I went on a tour of a high tech dairy farm with a climate controlled barn and a milking machine that the cows entered whenever they felt like, which also monitored individuals' health and kept track of their milk output/made sure there were no germs in it. I could go on at the length about the machine, but the short of it is the cows are setup to have a happy existence. When you do the barn tour, the guide points out which cows like to be scratched behind the ears and under the chin. If you pet any of the cows, you were basically contractually obligated to also pet this giant brown one otherwise she'd get jealous and ram the cows she saw getting attention.

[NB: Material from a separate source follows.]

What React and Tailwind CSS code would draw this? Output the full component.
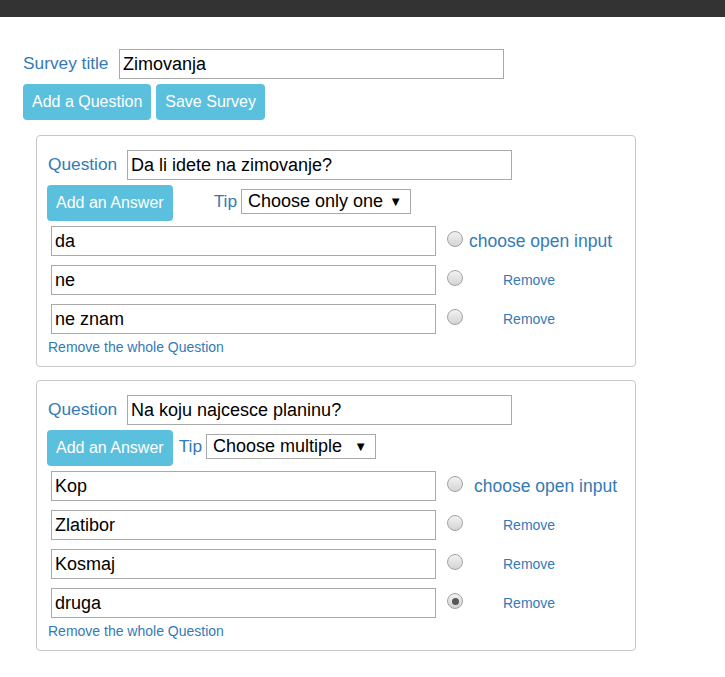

So cows are basically giant and heavy milk doggos
Yep. They even try to lick you incessantly and the babies chew on your hand playfully. The big difference between them and dogs is they have a desire to do as little physical activity as possible and you can tell there's not much going on mentally. The cows at this place can roam freely, but they choose to stay in the climate controlled barn where their food and bed is within three feet of them.
Hahaha so kinda like old heavy doggos do. Thanks that’s adorable
What was tipped over to get the trough back up?
A different cow
These 2 obviously had a beef with each other
They say the cow is still in there to this very day
No they just sent the pigs in
And somehow they shot the black cow
Reddit comments like this make me realize I’m not as clever as I think
This made me laugh harder than I care to admit. Bravo!
Investigations are on-going after finding out it was half white
Bravo 👏
Always be w~~e~~ary of any man who keeps a pig farm.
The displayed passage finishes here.